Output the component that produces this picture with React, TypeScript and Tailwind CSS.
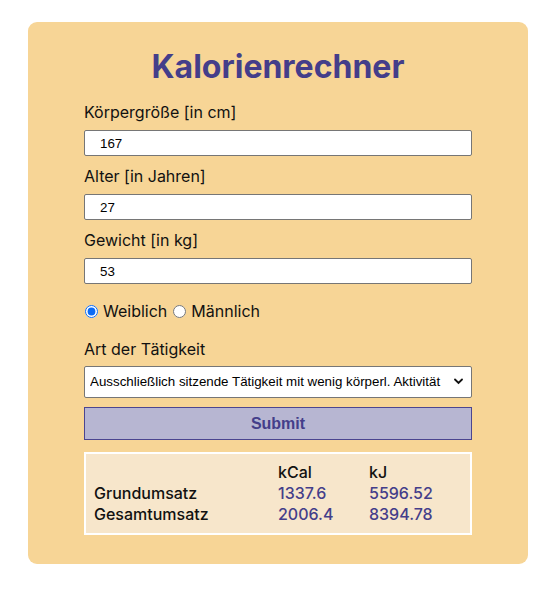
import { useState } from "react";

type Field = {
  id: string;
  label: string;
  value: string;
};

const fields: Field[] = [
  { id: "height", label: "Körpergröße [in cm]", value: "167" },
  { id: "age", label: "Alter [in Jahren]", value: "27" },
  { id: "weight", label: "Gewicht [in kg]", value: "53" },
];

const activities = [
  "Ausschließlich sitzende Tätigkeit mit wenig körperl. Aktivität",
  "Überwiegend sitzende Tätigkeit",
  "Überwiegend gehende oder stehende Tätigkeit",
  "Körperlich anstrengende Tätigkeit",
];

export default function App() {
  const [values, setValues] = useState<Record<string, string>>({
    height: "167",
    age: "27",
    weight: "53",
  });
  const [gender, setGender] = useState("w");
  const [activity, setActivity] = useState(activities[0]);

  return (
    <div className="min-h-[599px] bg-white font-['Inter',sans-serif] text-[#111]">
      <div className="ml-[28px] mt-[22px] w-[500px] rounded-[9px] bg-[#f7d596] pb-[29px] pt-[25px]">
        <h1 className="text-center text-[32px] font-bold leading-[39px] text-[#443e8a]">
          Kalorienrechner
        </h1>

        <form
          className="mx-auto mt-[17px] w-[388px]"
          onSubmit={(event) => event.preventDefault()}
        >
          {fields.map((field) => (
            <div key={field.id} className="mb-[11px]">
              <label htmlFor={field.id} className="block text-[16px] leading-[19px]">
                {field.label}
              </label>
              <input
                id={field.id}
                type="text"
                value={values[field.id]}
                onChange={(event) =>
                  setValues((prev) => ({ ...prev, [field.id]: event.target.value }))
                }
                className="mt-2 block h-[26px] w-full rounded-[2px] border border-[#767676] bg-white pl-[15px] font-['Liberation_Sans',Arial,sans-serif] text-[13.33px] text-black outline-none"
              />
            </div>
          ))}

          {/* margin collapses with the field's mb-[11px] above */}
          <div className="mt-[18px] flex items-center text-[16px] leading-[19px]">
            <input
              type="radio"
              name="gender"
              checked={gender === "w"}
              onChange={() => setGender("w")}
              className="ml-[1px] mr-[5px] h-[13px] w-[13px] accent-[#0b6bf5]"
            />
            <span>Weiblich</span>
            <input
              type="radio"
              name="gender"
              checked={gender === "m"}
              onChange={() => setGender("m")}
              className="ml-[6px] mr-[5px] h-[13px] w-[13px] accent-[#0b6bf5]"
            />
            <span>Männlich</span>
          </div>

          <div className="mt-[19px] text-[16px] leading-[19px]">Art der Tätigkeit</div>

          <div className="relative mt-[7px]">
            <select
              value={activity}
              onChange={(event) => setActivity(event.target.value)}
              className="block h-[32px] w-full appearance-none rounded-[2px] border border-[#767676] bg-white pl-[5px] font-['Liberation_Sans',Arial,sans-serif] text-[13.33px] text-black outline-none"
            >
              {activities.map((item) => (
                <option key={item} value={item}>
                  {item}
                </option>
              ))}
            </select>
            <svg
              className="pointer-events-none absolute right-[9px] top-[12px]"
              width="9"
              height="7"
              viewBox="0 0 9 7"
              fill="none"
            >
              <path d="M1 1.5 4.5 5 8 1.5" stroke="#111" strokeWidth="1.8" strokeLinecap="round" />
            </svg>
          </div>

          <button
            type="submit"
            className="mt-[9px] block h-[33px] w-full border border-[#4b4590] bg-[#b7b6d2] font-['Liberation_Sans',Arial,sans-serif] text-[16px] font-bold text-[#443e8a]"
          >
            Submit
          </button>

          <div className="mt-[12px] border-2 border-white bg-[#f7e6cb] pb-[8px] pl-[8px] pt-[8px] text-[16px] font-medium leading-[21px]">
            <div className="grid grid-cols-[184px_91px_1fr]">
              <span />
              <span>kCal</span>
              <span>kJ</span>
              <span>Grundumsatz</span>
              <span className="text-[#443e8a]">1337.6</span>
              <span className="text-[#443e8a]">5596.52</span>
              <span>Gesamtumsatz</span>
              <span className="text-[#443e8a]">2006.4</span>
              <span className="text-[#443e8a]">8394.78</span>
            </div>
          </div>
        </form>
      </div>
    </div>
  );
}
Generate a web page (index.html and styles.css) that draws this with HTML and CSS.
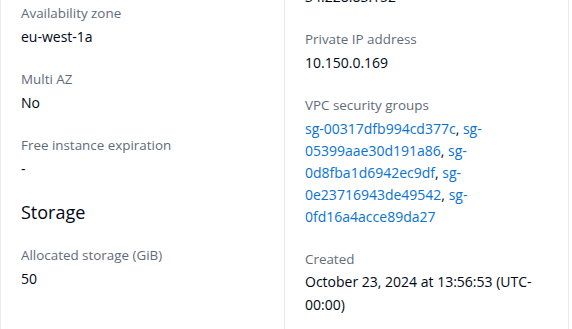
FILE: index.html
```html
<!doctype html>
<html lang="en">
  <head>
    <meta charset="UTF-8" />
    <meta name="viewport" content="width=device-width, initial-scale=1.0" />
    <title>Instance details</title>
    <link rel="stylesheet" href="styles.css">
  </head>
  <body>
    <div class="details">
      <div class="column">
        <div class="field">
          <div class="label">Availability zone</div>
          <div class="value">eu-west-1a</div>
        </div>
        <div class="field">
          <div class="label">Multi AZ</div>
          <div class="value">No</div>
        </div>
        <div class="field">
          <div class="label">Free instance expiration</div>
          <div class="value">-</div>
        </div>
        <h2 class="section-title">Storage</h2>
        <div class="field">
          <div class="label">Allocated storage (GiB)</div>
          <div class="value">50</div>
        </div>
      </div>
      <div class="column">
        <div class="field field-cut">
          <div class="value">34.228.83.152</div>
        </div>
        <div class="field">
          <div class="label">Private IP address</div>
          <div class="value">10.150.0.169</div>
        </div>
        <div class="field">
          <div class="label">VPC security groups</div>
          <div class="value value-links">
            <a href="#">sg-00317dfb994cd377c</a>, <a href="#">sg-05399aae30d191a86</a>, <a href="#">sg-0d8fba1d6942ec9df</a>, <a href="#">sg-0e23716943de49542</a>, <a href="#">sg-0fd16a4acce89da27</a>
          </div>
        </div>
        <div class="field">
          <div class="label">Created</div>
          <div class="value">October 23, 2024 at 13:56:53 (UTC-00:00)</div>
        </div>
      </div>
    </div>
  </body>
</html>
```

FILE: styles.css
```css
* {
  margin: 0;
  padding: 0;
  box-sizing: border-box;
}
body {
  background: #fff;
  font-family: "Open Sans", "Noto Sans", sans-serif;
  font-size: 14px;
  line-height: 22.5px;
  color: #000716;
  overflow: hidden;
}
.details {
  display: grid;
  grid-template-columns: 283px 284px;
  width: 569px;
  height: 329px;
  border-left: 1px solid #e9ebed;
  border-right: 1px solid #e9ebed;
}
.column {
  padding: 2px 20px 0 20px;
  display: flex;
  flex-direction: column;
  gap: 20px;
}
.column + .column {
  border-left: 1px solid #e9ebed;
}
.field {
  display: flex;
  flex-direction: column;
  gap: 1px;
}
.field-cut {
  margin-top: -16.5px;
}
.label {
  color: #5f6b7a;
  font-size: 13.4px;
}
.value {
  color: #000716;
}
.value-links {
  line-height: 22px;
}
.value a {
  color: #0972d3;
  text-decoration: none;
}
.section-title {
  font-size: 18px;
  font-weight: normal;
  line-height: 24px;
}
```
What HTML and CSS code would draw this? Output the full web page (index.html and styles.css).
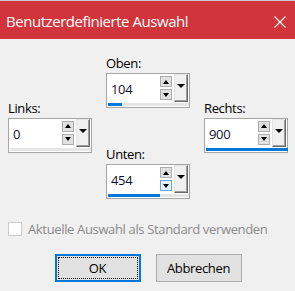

════════════════

* TO DO *
Skip the pictures, then retype every line above exactly.

* ANSWER TO THIS PROBLEM *
Output the component that produces this picture with React, TypeScript and Tailwind CSS.
import { useState } from "react";

type Field = {
  id: string;
  label: string;
  value: string;
};

const fields: Field[] = [
  { id: "height", label: "Körpergröße [in cm]", value: "167" },
  { id: "age", label: "Alter [in Jahren]", value: "27" },
  { id: "weight", label: "Gewicht [in kg]", value: "53" },
];

const activities = [
  "Ausschließlich sitzende Tätigkeit mit wenig körperl. Aktivität",
  "Überwiegend sitzende Tätigkeit",
  "Überwiegend gehende oder stehende Tätigkeit",
  "Körperlich anstrengende Tätigkeit",
];

export default function App() {
  const [values, setValues] = useState<Record<string, string>>({
    height: "167",
    age: "27",
    weight: "53",
  });
  const [gender, setGender] = useState("w");
  const [activity, setActivity] = useState(activities[0]);

  return (
    <div className="min-h-[599px] bg-white font-['Inter',sans-serif] text-[#111]">
      <div className="ml-[28px] mt-[22px] w-[500px] rounded-[9px] bg-[#f7d596] pb-[29px] pt-[25px]">
        <h1 className="text-center text-[32px] font-bold leading-[39px] text-[#443e8a]">
          Kalorienrechner
        </h1>

        <form
          className="mx-auto mt-[17px] w-[388px]"
          onSubmit={(event) => event.preventDefault()}
        >
          {fields.map((field) => (
            <div key={field.id} className="mb-[11px]">
              <label htmlFor={field.id} className="block text-[16px] leading-[19px]">
                {field.label}
              </label>
              <input
                id={field.id}
                type="text"
                value={values[field.id]}
                onChange={(event) =>
                  setValues((prev) => ({ ...prev, [field.id]: event.target.value }))
                }
                className="mt-2 block h-[26px] w-full rounded-[2px] border border-[#767676] bg-white pl-[15px] font-['Liberation_Sans',Arial,sans-serif] text-[13.33px] text-black outline-none"
              />
            </div>
          ))}

          {/* margin collapses with the field's mb-[11px] above */}
          <div className="mt-[18px] flex items-center text-[16px] leading-[19px]">
            <input
              type="radio"
              name="gender"
              checked={gender === "w"}
              onChange={() => setGender("w")}
              className="ml-[1px] mr-[5px] h-[13px] w-[13px] accent-[#0b6bf5]"
            />
            <span>Weiblich</span>
            <input
              type="radio"
              name="gender"
              checked={gender === "m"}
              onChange={() => setGender("m")}
              className="ml-[6px] mr-[5px] h-[13px] w-[13px] accent-[#0b6bf5]"
            />
            <span>Männlich</span>
          </div>

          <div className="mt-[19px] text-[16px] leading-[19px]">Art der Tätigkeit</div>

          <div className="relative mt-[7px]">
            <select
              value={activity}
              onChange={(event) => setActivity(event.target.value)}
              className="block h-[32px] w-full appearance-none rounded-[2px] border border-[#767676] bg-white pl-[5px] font-['Liberation_Sans',Arial,sans-serif] text-[13.33px] text-black outline-none"
            >
              {activities.map((item) => (
                <option key={item} value={item}>
                  {item}
                </option>
              ))}
            </select>
            <svg
              className="pointer-events-none absolute right-[9px] top-[12px]"
              width="9"
              height="7"
              viewBox="0 0 9 7"
              fill="none"
            >
              <path d="M1 1.5 4.5 5 8 1.5" stroke="#111" strokeWidth="1.8" strokeLinecap="round" />
            </svg>
          </div>

          <button
            type="submit"
            className="mt-[9px] block h-[33px] w-full border border-[#4b4590] bg-[#b7b6d2] font-['Liberation_Sans',Arial,sans-serif] text-[16px] font-bold text-[#443e8a]"
          >
            Submit
          </button>

          <div className="mt-[12px] border-2 border-white bg-[#f7e6cb] pb-[8px] pl-[8px] pt-[8px] text-[16px] font-medium leading-[21px]">
            <div className="grid grid-cols-[184px_91px_1fr]">
              <span />
              <span>kCal</span>
              <span>kJ</span>
              <span>Grundumsatz</span>
              <span className="text-[#443e8a]">1337.6</span>
              <span className="text-[#443e8a]">5596.52</span>
              <span>Gesamtumsatz</span>
              <span className="text-[#443e8a]">2006.4</span>
              <span className="text-[#443e8a]">8394.78</span>
            </div>
          </div>
        </form>
      </div>
    </div>
  );
}
Generate a web page (index.html and styles.css) that draws this with HTML and CSS.
FILE: index.html
```html
<!doctype html>
<html lang="en">
  <head>
    <meta charset="UTF-8" />
    <meta name="viewport" content="width=device-width, initial-scale=1.0" />
    <title>Instance details</title>
    <link rel="stylesheet" href="styles.css">
  </head>
  <body>
    <div class="details">
      <div class="column">
        <div class="field">
          <div class="label">Availability zone</div>
          <div class="value">eu-west-1a</div>
        </div>
        <div class="field">
          <div class="label">Multi AZ</div>
          <div class="value">No</div>
        </div>
        <div class="field">
          <div class="label">Free instance expiration</div>
          <div class="value">-</div>
        </div>
        <h2 class="section-title">Storage</h2>
        <div class="field">
          <div class="label">Allocated storage (GiB)</div>
          <div class="value">50</div>
        </div>
      </div>
      <div class="column">
        <div class="field field-cut">
          <div class="value">34.228.83.152</div>
        </div>
        <div class="field">
          <div class="label">Private IP address</div>
          <div class="value">10.150.0.169</div>
        </div>
        <div class="field">
          <div class="label">VPC security groups</div>
          <div class="value value-links">
            <a href="#">sg-00317dfb994cd377c</a>, <a href="#">sg-05399aae30d191a86</a>, <a href="#">sg-0d8fba1d6942ec9df</a>, <a href="#">sg-0e23716943de49542</a>, <a href="#">sg-0fd16a4acce89da27</a>
          </div>
        </div>
        <div class="field">
          <div class="label">Created</div>
          <div class="value">October 23, 2024 at 13:56:53 (UTC-00:00)</div>
        </div>
      </div>
    </div>
  </body>
</html>
```

FILE: styles.css
```css
* {
  margin: 0;
  padding: 0;
  box-sizing: border-box;
}
body {
  background: #fff;
  font-family: "Open Sans", "Noto Sans", sans-serif;
  font-size: 14px;
  line-height: 22.5px;
  color: #000716;
  overflow: hidden;
}
.details {
  display: grid;
  grid-template-columns: 283px 284px;
  width: 569px;
  height: 329px;
  border-left: 1px solid #e9ebed;
  border-right: 1px solid #e9ebed;
}
.column {
  padding: 2px 20px 0 20px;
  display: flex;
  flex-direction: column;
  gap: 20px;
}
.column + .column {
  border-left: 1px solid #e9ebed;
}
.field {
  display: flex;
  flex-direction: column;
  gap: 1px;
}
.field-cut {
  margin-top: -16.5px;
}
.label {
  color: #5f6b7a;
  font-size: 13.4px;
}
.value {
  color: #000716;
}
.value-links {
  line-height: 22px;
}
.value a {
  color: #0972d3;
  text-decoration: none;
}
.section-title {
  font-size: 18px;
  font-weight: normal;
  line-height: 24px;
}
```
What HTML and CSS code would draw this? Output the full web page (index.html and styles.css).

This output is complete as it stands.